Leaving the Island: and Loving It

It’s been nine decades since Lovecraft wrote “The Call of Cthulhu.” Some folks still fear leaving our “placid island of ignorance.”

Others are doing what folks have done for at least 1,900,000 years: wondering what’s over the horizon, and finding “wonderful things.” (December 9, 2016)

We’ve found scary things in “deep woods that no axe has ever cut,” as Lovecraft put it in “The Colour Out of Space.”

But we survived, developed better axes, have been learning to be careful with our tools, and that’s another topic. (August 12, 2016)

I don’t agree with Lovecraft’s2 view of reality, as reflected in his Cthulhu stories: but I sympathize with him, a bit.

Living from 1890 to 1937, Lovecraft experienced one of Western civilization’s less tranquil eras: including Modern art, the Titanic’s truncated voyage, and a global war.

Add a string of personal crises, and I can see how he might have imagined that the universe was at best indifferent: if not malevolent.

What we were learning about the scale of the universe probably didn’t help.

That brings me to Alfred, Lord Tennyson, 1809-1892, whose personal life and writing isn’t much like Lovecraft’s at all.

I like some of what he wrote, too. I also think he had a more sensible response to his century’s discoveries.3

“Many a hearth upon our dark globe sighs after many a vanish’d face,
“Many a planet by many a sun may roll with a dust of a vanish’d race.

“Raving politics, never at rest—as this poor earth’s pale history runs,—
“What is it all but a trouble of ants in the gleam of a million million of suns?…”
(“Vastness,” Tennyson, via Bartleby.com)

If I thought my faith depended on Mesopotamian assumptions being spot-on accurate about how the universe works, I’d be in a pickle. I don’t, so I’m not. (December 2, 2016; August 28, 2016; July 29, 2016)

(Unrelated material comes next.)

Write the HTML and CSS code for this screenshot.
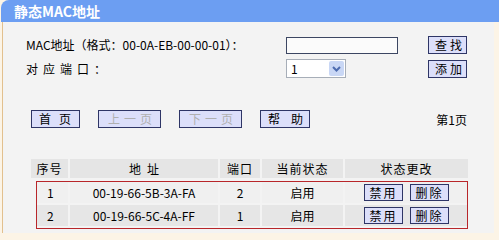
FILE: index.html
```
<!DOCTYPE html>
<html lang="zh-CN">
<head>
    <meta charset="UTF-8">
    <title>静态MAC地址</title>
    <link rel="stylesheet" href="styles.css">
</head>
<body>
    <div class="title">静态MAC地址</div>
    <div class="content">
        <!-- 查找 / 添加 -->
        <div class="form">
            <span class="label">MAC地址（格式：00-0A-EB-00-00-01）：</span>
            <span><input class="mac" type="text"></span>
            <button class="btn">查找</button>

            <span class="label spaced">对应端口：</span>
            <span class="select">
                <span class="value">1</span>
                <span class="arrow">
                    <svg width="9" height="6" viewBox="0 0 9 6"><path d="M1 1 L4.5 4.5 L8 1" fill="none" stroke="#4d6cb0" stroke-width="2"/></svg>
                </span>
            </span>
            <button class="btn">添加</button>
        </div>

        <!-- 翻页 -->
        <div class="pager">
            <button class="btn first">首页</button>
            <button class="btn page off">上一页</button>
            <button class="btn page off">下一页</button>
            <button class="btn help">帮助</button>
            <span class="pageno">第1页</span>
        </div>

        <!-- 列表 -->
        <div class="head">
            <span>序号</span>
            <span class="wide">地址</span>
            <span>端口</span>
            <span>当前状态</span>
            <span>状态更改</span>
        </div>
        <div class="rows">
            <div class="row">
                <span class="num">1</span>
                <span>00-19-66-5B-3A-FA</span>
                <span>2</span>
                <span>启用</span>
                <span class="ops"><button class="btn small">禁用</button><button class="btn small">删除</button></span>
            </div>
            <div class="row alt">
                <span class="num">2</span>
                <span>00-19-66-5C-4A-FF</span>
                <span>1</span>
                <span>启用</span>
                <span class="ops"><button class="btn small">禁用</button><button class="btn small">删除</button></span>
            </div>
        </div>
    </div>
</body>
</html>
```

FILE: styles.css
```
body {
    margin: 0;
    width: 499px;
    height: 240px;
    overflow: hidden;
    background-color: #fcf4e6;
    font-family: "Noto Sans CJK SC", sans-serif;
    font-size: 12px;
    color: #000;
}
.title {
    height: 22px;
    margin-left: 1px;
    padding-left: 13px;
    line-height: 22px;
    background-color: #6c9ef2;
    border-top-left-radius: 8px;
    color: #fff;
    font-size: 14px;
    font-weight: bold;
}
.content {
    height: 211px;
    margin-left: 2px;
    margin-right: 5px;
    border-left: 1px solid #e2c08e;
    background-color: #f3f3f3;
    padding-top: 14px;
    box-sizing: border-box;
}
.form {
    display: grid;
    grid-template-columns: 260px 142px 39px;
    grid-template-rows: 18px 19px;
    row-gap: 5px;
    align-items: center;
    padding-left: 23px;
}
.label {
    line-height: 18px;
}
.spaced {
    letter-spacing: 5px;
}
.mac {
    display: block;
    width: 112px;
    height: 17px;
    box-sizing: border-box;
    border: 1px solid #3c4662;
    background-color: #fbfbfb;
    padding: 0;
    margin: 0;
}
.btn {
    font-family: "Noto Sans CJK SC", sans-serif;
    font-size: 12px;
    height: 18px;
    padding: 0;
    margin: 0;
    line-height: 16px;
    border: 1px solid #2e3566;
    background-color: #dcdffa;
    color: #000;
    white-space: nowrap;
    text-align: left;
}
.form .btn {
    width: 39px;
    letter-spacing: 3px;
    padding-left: 6px;
}
.select {
    display: flex;
    align-items: center;
    justify-content: space-between;
    width: 60px;
    height: 19px;
    box-sizing: border-box;
    border: 1px solid #a7aeb8;
    background-color: #fff;
    padding: 1px;
}
.value {
    padding-left: 3px;
}
.arrow {
    display: flex;
    align-items: center;
    justify-content: center;
    width: 15px;
    height: 15px;
    background-color: #c9d7f5;
    border-radius: 2px;
}
.pager {
    display: flex;
    align-items: center;
    gap: 18px;
    margin-top: 32px;
    padding-left: 28px;
    padding-right: 27px;
}
.first {
    width: 49px;
    letter-spacing: 8px;
    padding-left: 7px;
}
.page {
    width: 63px;
    letter-spacing: 4px;
    padding-left: 9px;
}
.help {
    width: 50px;
    letter-spacing: 11px;
    padding-left: 7px;
}
.off {
    color: #b0b0b0;
}
.pageno {
    margin-left: auto;
}
.head,
.row {
    display: grid;
    grid-template-columns: 37px 148px 40px 81px 123px;
    column-gap: 2px;
    text-align: center;
}
.head {
    margin-top: 31px;
    margin-left: 28px;
    width: 437px;
    letter-spacing: 1px;
}
.head .wide {
    letter-spacing: 6px;
    padding-left: 6px;
}
.head span {
    background-color: #e5e5e5;
    line-height: 19px;
}
.rows {
    margin-top: 3px;
    margin-left: 33px;
    width: 430px;
    border: 1px solid #b8262a;
    padding-bottom: 2px;
    display: flex;
    flex-direction: column;
    gap: 2px;
}
.row {
    grid-template-columns: 31px 148px 40px 81px 122px;
}
.row span {
    line-height: 21px;
    background-color: #f0f0f0;
}
.row.alt span {
    background-color: #e6e6e6;
}
.row .num {
    text-align: left;
    padding-left: 10px;
}
.row .ops {
    display: flex;
    justify-content: center;
    align-items: center;
    gap: 7px;
}
.small {
    width: 39px;
    height: 17px;
    letter-spacing: 2px;
    padding-left: 5px;
}
```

I think truth is very important, and that God creates everything: the physical realities that science studies, and the spiritual realities that faith pursues. (Catechism, Prologue, 27, 74, 214217, more under Truth in the Catechism’s index)

Since I think my faith is built on truth, fearing truth would be — illogical. It’s like Pope Leo XIII wrote: “truth cannot contradict truth.” (“Providentissimus Deus,” Pope Leo XIII (November 18, 1893))

I also think insisting that there must — or must not — be other people in this universe is unreasonable. This is God’s creation, so whether or not we have neighbors is up to the Almighty. (July 29, 2016)

3. Mars: Canals, Pulp Fiction, and Robot Spaceships


(From NASA/JPL-Caltech/MSSS; via Jet Propulsion Laboratory, California Institute of Technology; used w/o permission.)

“This view of the downwind face of ‘Namib Dune’ on Mars covers 360 degrees, including a portion of Mount Sharp on the horizon. The site is part of the dark-sand ‘Bagnold Dunes’ field along the northwestern flank of Mount Sharp. Images taken from orbit indicate that dunes in the Bagnold field move as much as about 3 feet (1 meter) per Earth year.

“The component images of this scene were taken on Dec. 18, 2015, by the Mast Camera (Mastcam) on NASA’s Curiosity Mars rover during the 1,197th Martian day, or sol, of the rover’s work on Mars….”
(Jet Propulsion Laboratory, California Institute of Technology/NASA (January 4, 2016)

Curiosity is the Mars Science Laboratory’s lander, a car-sized robot that’s 1,546 sols/1,588 Earth days into its mission as I’m writing this.

We’ve come a long way since Schiaparelli published his maps.

Paul’s Martians, Secchi’s Canali


(From Giovanni Schiaparelli, via Meyers Konversationslexikon/Wikimedia Commons, used w/o permission.)
(Giovanni Schiaparelli’s 1877 map of Mars.)

Frank R. Paul’s Martian, from a 1939 science fiction magazine, was arguably more imagination than science.

Mars was looking less and less like Earth.

Astronomers noticed Martian polar ice caps in the 1600s. Giovanni Domenico Cassini’s 1666 observation may have been the first. Other astronomers observed Martian seasonal changes in the 1700s.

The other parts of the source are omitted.